Ellington in Brooklyn

Ask and ye shall receive.

Last month I was listening to the LP Ellington Indigos – No, let’s go back to American Hustle  – NO! Let’s start in December, when I was working as producer on A Man Full of Days. I met Steve Holtje, who’s composing the score for it. Steve is also manager and publicist at the legendary avant-garde jazz label ESP-Disk. Just for fun he deejays on the last Monday each month at Flatbush Farm in Brooklyn; for a guy who can talk at length about Ornette Coleman and Erik Satie, he knows when it’s time to just spin some Prince or Kinks and let it rock.

Weeks later I saw American Hustle, and let’s just say Christian Bale’s character hit a little close to home for me. Not the combover, but the way he effused about Duke Ellington – “Who starts a song like that?!” – is something I might say on any given night. A few months after that, while listening to Ellington Indigos, I lifted the needle to repeat “Autumn Leaves” a few times, loving Ray Nance’s violin over and over again.

An enthusiasm for Ellington soloists doesn’t have the aphrodisiac effect it has in the movies, let me tell you. It’s more of a solitary experience, and I had one of those “There are two and a half million people in Brooklyn, I can’t be the only one reading Ray Nance’s Wikipedia page” moments. “Who else is?”


The only person I could think of who might be was Steve Holtje. I emailed him suggesting a night of Ellingtonia, with sets that feature his various soloists, starting with Nance. He wrote back a week later: “Monday April 28 is one day before Duke’s birthday. Your wish will be granted.” So you know where I’ll be Monday night 6 to 8 pm, 78 St.Mark’s Place.

Remember, it’s Duke’s birthday, not Nance’s. Ray “Floorshow” Nance was born in Chicago on December 10, 1913. That means the snowy day I drove upstate to work on A Man Full of Days, and met Holtje…was Nance’s 100th birthday.

POSTCRIPT:  LOTS going on in screenwriting. Updates coming soon.

Enrico Cullen

Lately I’ve started a part-time partnership with a filmmaking colleague who’s a very different screenwriter than I am. Writer-director Enrico Cullen is definitely a director (and D.P. and producer) first and writer second – which is not to say he doesn’t care about narrative. It’s just that, when I conceptualize a project, I live by the notion that if I get the script just right, while tailoring it here and there to production imperatives, then one day we can go out and find or create the production that gets the story done: The story happens on the page, and the production succeeds or fails based on its faithfulness to the holy text – or perhaps its ingenuity at realizing that text.

Cullen places the center of gravity in his productions way further into the director’s hands, so that the writer is just another team member like the costumer or photographer. I’ve written here in the past about how being a screenwriter sometimes means accepting that back seat status like any other “department head”: Just like a director of photography or a makeup artist has to be told sometimes, “You don’t have an hour to set up this shot, you have 15 minutes” – and as producer on Cullen’s shoots I am sometimes the one who delivers that news – a writer who writes real films has to hear essentially the same thing: We don’t need perfection right now, we need good enough.

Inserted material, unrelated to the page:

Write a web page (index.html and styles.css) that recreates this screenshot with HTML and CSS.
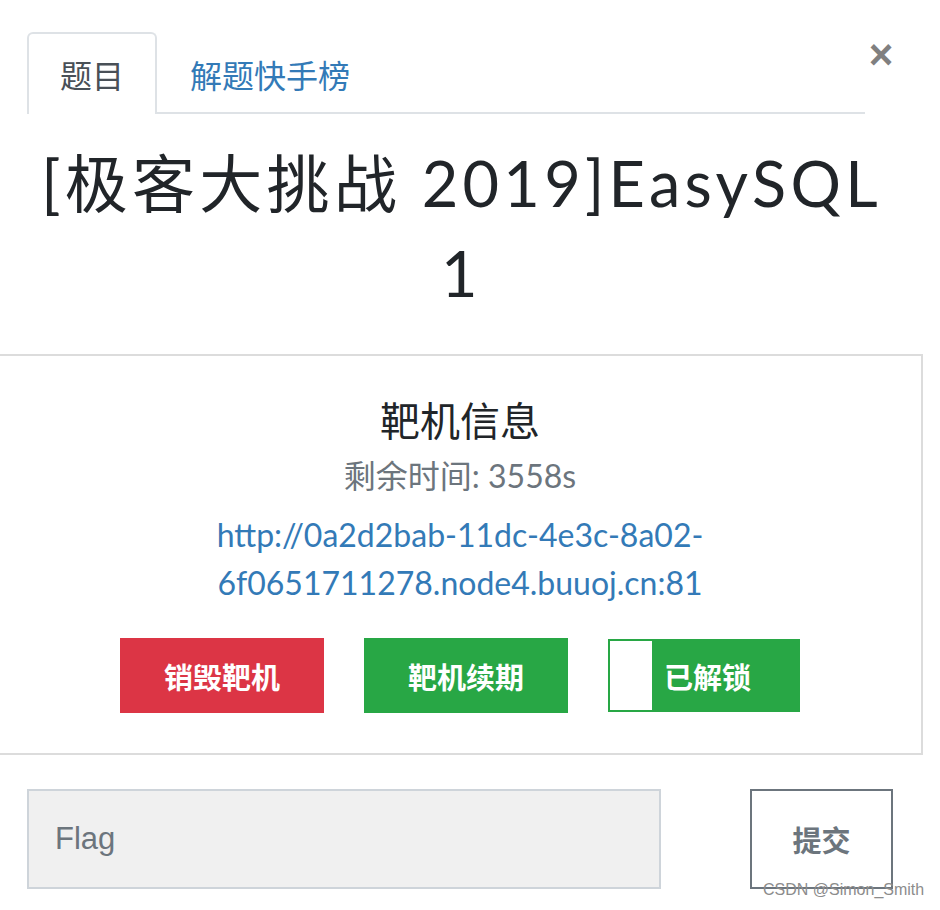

In the past month, I’ve helped Cullen shoot a short film called “Queen” – a fantasy/horror story about art, opera, cannibalism, etc. – and complete shooting of A Man Full of Days, a feature loosely based on the life of a famous 19th Century vagabond called the Leatherman.

Enrico Cullen (L) shooting a scene from "A Man Full of Days" with the Leatherman (Brandon Nagle) in Shookville, NY.

Enrico Cullen (L) shooting the Leatherman (Brandon Nagle) in Shookville, NY.

An unabashed high brow, Cullen talks about artistic theory when discussing performance with his cast. He was thrilled when a Jungian analyst he met at a dinner party found his feature story inspiring, and drops references to Japanese theater and Bela Tarr when standing in the snow trying to figure out revisions to the day’s shot list. He also has a knack for taking over costuming and props during pre-production and devoting such care to details that the scenes are already magic before they’re even shot.

My most urgent concerns most of the time are genre and the economy with which a story unfolds, but these seem not to occur to Cullen. He’s more likely to reject genre conventions and insist on utter originality when trying to figure out that puzzle every storyteller is constantly solving: What happens next? A Man Full of Days was three quarters in the can when Cullen had to go back to the beat sheet – I advised him to invest $1.09 in a pack of index cards at the time – to figure out what should happen.

This is precisely what most screenwriters live to say is the wrong way to make a film, but the proof is in the finished artifact. While the multiplexes were welcoming a giant digital charade about a hobbit this weekend, Cullen had a private cast and crew screening of “Queen” and it bodes well for some truly unique cinema coming out of Gowmanus, Brooklyn in the coming year.